Was sind, Ihrer Meinung nach, die größten Herausforderungen für Social & Sustainable Impact in der Berliner Deep-Tech-Szene?

Der „Impact“ im Bereich Social & Sustainable ist oftmals noch schwerer zu fassen und zu vermitteln als ein rein technischer. Dazu kommen noch teilweise größere Zeiträume, die keinen schnellen Gewinn versprechen können, keine steil nach oben gehenden Umsatzzahlen, sondern eben längerfristig, nachhaltig ausgerichtete Ideen. In den letzten Jahren konnten Investor:innen immer mehr für Grundlagentechnik an Stelle der x-ten glückselig machenden App begeistert werden, Social & Sustainable muss hier noch nachziehen.

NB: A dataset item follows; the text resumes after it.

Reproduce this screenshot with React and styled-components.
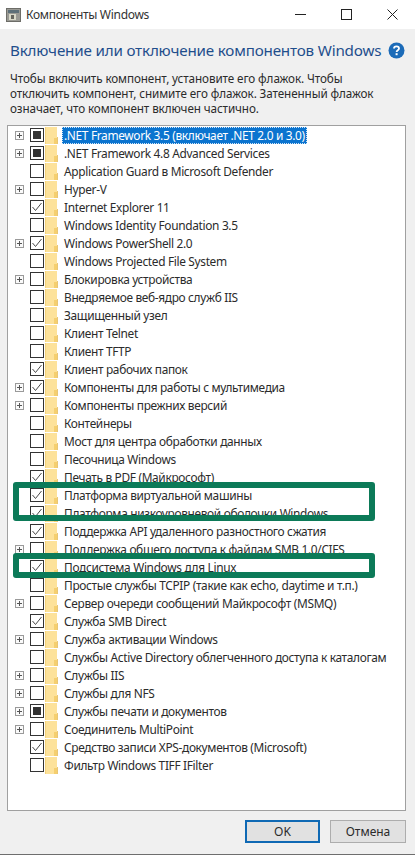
import React from 'react';
import styled, { createGlobalStyle } from 'styled-components';

const GlobalStyle = createGlobalStyle`
  html, body { margin: 0; padding: 0; background: #f0f0f0; }
  body { font-family: "Noto Sans", "Open Sans", sans-serif; color: #2b2b2b; }
`;

// [label, expandable, state]  state: 0 empty, 1 checked, 2 partial
const features = [
  ['.NET Framework 3.5 (включает .NET 2.0 и 3.0)', true, 2],
  ['.NET Framework 4.8 Advanced Services', true, 2],
  ['Application Guard в Microsoft Defender', false, 0],
  ['Hyper-V', true, 0],
  ['Internet Explorer 11', false, 1],
  ['Windows Identity Foundation 3.5', false, 0],
  ['Windows PowerShell 2.0', true, 1],
  ['Windows Projected File System', false, 0],
  ['Блокировка устройства', true, 0],
  ['Внедряемое веб-ядро служб IIS', false, 0],
  ['Защищенный узел', false, 0],
  ['Клиент Telnet', false, 0],
  ['Клиент TFTP', false, 0],
  ['Клиент рабочих папок', false, 1],
  ['Компоненты для работы с мультимедиа', true, 1],
  ['Компоненты прежних версий', true, 0],
  ['Контейнеры', false, 0],
  ['Мост для центра обработки данных', false, 0],
  ['Песочница Windows', false, 0],
  ['Печать в PDF (Майкрософт)', false, 1],
  ['Платформа виртуальной машины', false, 1],
  ['Платформа низкоуровневой оболочки Windows', false, 1],
  ['Поддержка API удаленного разностного сжатия', false, 1],
  ['Поддержка общего доступа к файлам SMB 1.0/CIFS', true, 0],
  ['Подсистема Windows для Linux', false, 1],
  ['Простые службы TCPIP (такие как echo, daytime и т.п.)', false, 0],
  ['Сервер очереди сообщений Майкрософт (MSMQ)', true, 0],
  ['Служба SMB Direct', false, 1],
  ['Служба активации Windows', true, 0],
  ['Службы Active Directory облегченного доступа к каталогам', false, 0],
  ['Службы IIS', true, 0],
  ['Службы для NFS', true, 0],
  ['Службы печати и документов', true, 2],
  ['Соединитель MultiPoint', true, 0],
  ['Средство записи XPS-документов (Microsoft)', false, 1],
  ['Фильтр Windows TIFF IFilter', false, 0],
];

const Window = styled.div`
  width: 415px;
  height: 855px;
  box-sizing: border-box;
  display: flex;
  flex-direction: column;
  background: #f0f0f0;
  border-bottom: 1px solid #6e6e6e;
  overflow: hidden;
`;

const TitleBar = styled.div`
  height: 29px;
  flex: none;
  background: #fff;
  display: flex;
  align-items: center;
  padding-left: 6px;
`;

const TitleText = styled.div`
  margin-left: 5px;
  flex: 1;
  font-size: 12px;
  letter-spacing: -0.3px;
  color: #333;
`;

const WinButton = styled.div`
  width: 46px;
  height: 27px;
  display: flex;
  align-items: center;
  justify-content: center;
`;

const Content = styled.div`
  flex: 1;
  display: flex;
  flex-direction: column;
  padding: 0 9px 10px 7px;
`;

const HeadingRow = styled.div`
  height: 42px;
  display: flex;
  align-items: center;
  justify-content: space-between;
  padding: 0 1px 0 3px;
`;

const Heading = styled.h1`
  margin: 0;
  font-size: 15.2px;
  font-weight: 400;
  letter-spacing: -0.18px;
  color: #1f4e8c;
  white-space: nowrap;
`;

const Description = styled.p`
  margin: 0;
  padding: 0 3px;
  height: 54px;
  font-size: 11.7px;
  line-height: 15px;
  letter-spacing: -0.1px;
  white-space: nowrap;
  color: #2b2b2b;
`;

const List = styled.div`
  position: relative;
  height: 686px;
  box-sizing: border-box;
  background: #fff;
  border: 1px solid #a0a0a0;
`;

const Row = styled.div`
  height: 18px;
  display: flex;
  align-items: center;
  font-size: 11.9px;
  letter-spacing: -0.33px;
  white-space: nowrap;
`;

const ExpanderSlot = styled.div`
  width: 22px;
  flex: none;
  display: flex;
  justify-content: center;
`;

const CheckBox = styled.div`
  width: 14px;
  height: 14px;
  flex: none;
  box-sizing: border-box;
  border: 1px solid #333;
  background: #fff;
  display: flex;
  align-items: center;
  justify-content: center;
`;

const Partial = styled.div`
  width: 8px;
  height: 8px;
  background: #333;
`;

const Label = styled.span`
  margin-left: 4px;
  padding: 0 2px;
  line-height: 17px;
  color: ${(p) => (p.$selected ? '#fff' : '#2b2b2b')};
  background: ${(p) => (p.$selected ? '#0b74cf' : 'transparent')};
  outline: ${(p) => (p.$selected ? '1px dotted #cfe4f7' : 'none')};
  outline-offset: -1px;
`;

const Mark = styled.div`
  position: absolute;
  left: 5px;
  width: 362px;
  top: ${(p) => p.$top}px;
  height: ${(p) => p.$height}px;
  box-sizing: border-box;
  border: 6px solid #0c7a58;
  border-radius: 3px;
`;

const Footer = styled.div`
  display: flex;
  justify-content: flex-end;
  gap: 10px;
  margin-top: 9px;
`;

const Button = styled.button`
  width: ${(p) => p.$width}px;
  height: 23px;
  padding: 0;
  box-sizing: border-box;
  font-family: inherit;
  font-size: 12px;
  color: #2b2b2b;
  background: #e1e1e1;
  border: ${(p) => (p.$primary ? '2px solid #0f69b4' : '1px solid #adadad')};
`;

const FolderSvg = styled.svg`
  margin-left: 1px;
  flex: none;
`;

const AppIcon = () => (
  <svg width="15" height="15" viewBox="0 0 15 15">
    <rect x="0.5" y="1.5" width="14" height="13" fill="#9a9a94" stroke="#6d6d68" />
    <rect x="2" y="3" width="11" height="3" fill="#5d6f78" />
    <rect x="3" y="7" width="7" height="6" fill="#d8d8c8" />
    <rect x="5" y="8" width="3" height="4" fill="#66665f" />
  </svg>
);

const Expander = () => (
  <svg width="9" height="9" viewBox="0 0 9 9">
    <rect x="0.5" y="0.5" width="8" height="8" fill="#fafafa" stroke="#9a9a9a" />
    <path d="M2 4.5H7M4.5 2V7" stroke="#555" fill="none" />
  </svg>
);

const Check = () => (
  <svg width="12" height="12" viewBox="0 0 12 12">
    <path d="M1.5 6L4.5 9.5L10.5 2" stroke="#4a4a4a" strokeWidth="1" fill="none" />
  </svg>
);

const Folder = () => (
  <FolderSvg width="13" height="17" viewBox="0 0 13 17">
    <rect x="0" y="0" width="12" height="17" fill="#fde29a" />
    <rect x="0" y="0" width="1" height="17" fill="#f3d27c" />
    <path d="M9 17V11H12V17Z" fill="#f5cf6f" />
    <rect x="12" y="10" width="1" height="7" fill="#e8c676" />
  </FolderSvg>
);

const HelpIcon = () => (
  <svg width="17" height="17" viewBox="0 0 17 17">
    <circle cx="8.5" cy="8.5" r="8" fill="#1c6bb8" />
    <path d="M6 6.6C6 5 7.2 4.3 8.5 4.3C10 4.3 11 5.2 11 6.4C11 8.2 8.6 8.2 8.6 10" stroke="#fff" strokeWidth="1.8" fill="none" />
    <rect x="7.6" y="11.2" width="2" height="2" fill="#fff" />
  </svg>
);

const featureRows = features.map(([label, expandable, state], i) => (
  <Row key={label}>
    <ExpanderSlot>{expandable && <Expander />}</ExpanderSlot>
    <CheckBox>
      {state === 1 && <Check />}
      {state === 2 && <Partial />}
    </CheckBox>
    <Folder />
    <Label $selected={i === 0}>{label}</Label>
  </Row>
));

export default function App() {
  return (
    <Window>
      <GlobalStyle />
      <TitleBar>
        <AppIcon />
        <TitleText>Компоненты Windows</TitleText>
        <WinButton>
          <svg width="11" height="11" viewBox="0 0 11 11"><path d="M0 5.5H11" stroke="#222" /></svg>
        </WinButton>
        <WinButton>
          <svg width="11" height="11" viewBox="0 0 11 11"><rect x="0.5" y="0.5" width="10" height="10" fill="none" stroke="#222" /></svg>
        </WinButton>
        <WinButton>
          <svg width="11" height="11" viewBox="0 0 11 11"><path d="M0.5 0.5L10.5 10.5M10.5 0.5L0.5 10.5" stroke="#222" /></svg>
        </WinButton>
      </TitleBar>
      <Content>
        <HeadingRow>
          <Heading>Включение или отключение компонентов Windows</Heading>
          <HelpIcon />
        </HeadingRow>
        <Description>
          Чтобы включить компонент, установите его флажок. Чтобы<br />
          отключить компонент, снимите его флажок. Затененный флажок<br />
          означает, что компонент включен частично.
        </Description>
        <List>
          {featureRows}
          <Mark $top={356} $height={39} />
          <Mark $top={427} $height={25} />
        </List>
        <Footer>
          <Button $primary $width={75}>OK</Button>
          <Button $width={76}>Отмена</Button>
        </Footer>
      </Content>
    </Window>
  );
}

Was raten Sie sowohl jungen als auch etablierten Unternehmen, die im sozialen und nachhaltigen Tech-Bereich tätig werden wollen? Was gibt es zu beachten?

Mit Altruismus alleine kann man keine Firma gründen, eine solide technische Idee mit Neuheitswert, die sich dann auch noch vermarkten lässt, muss dahinterstecken – gerade hier bietet das exzellente Berliner Umfeld eine Menge kompetenter Kooperationspartner in der Wissenschaft, sodass man immer eine Nasenlänge voraus ist!

Zuletzt bitten wir Sie um einen Blick in die Glaskugel: Wie wird der Deep-Tech-Standort in fünf Jahren aussehen?

Ich bin grundsätzlich Optimist – wir haben ein riesiges Potenzial an schlauen Köpfen aus aller Welt hier in Berlin versammelt, wir haben zum Glück auch eher den Hang zu nachhaltigen, tiefgründigen Entwicklungen, statt zu Strohfeuern, sodass ich mir sicher bin, dass wir hier nach und nach ein Ökosystem an nachhaltig denkenden, arbeitenden und erfindenden Unternehmen aufbauen, die hoffentlich viele gesellschaftlich sinnvolle (und hoffentlich auch lukrative!) Arbeitsplätze schaffen.

Vielen Dank für Ihre Zeit und für das Interview!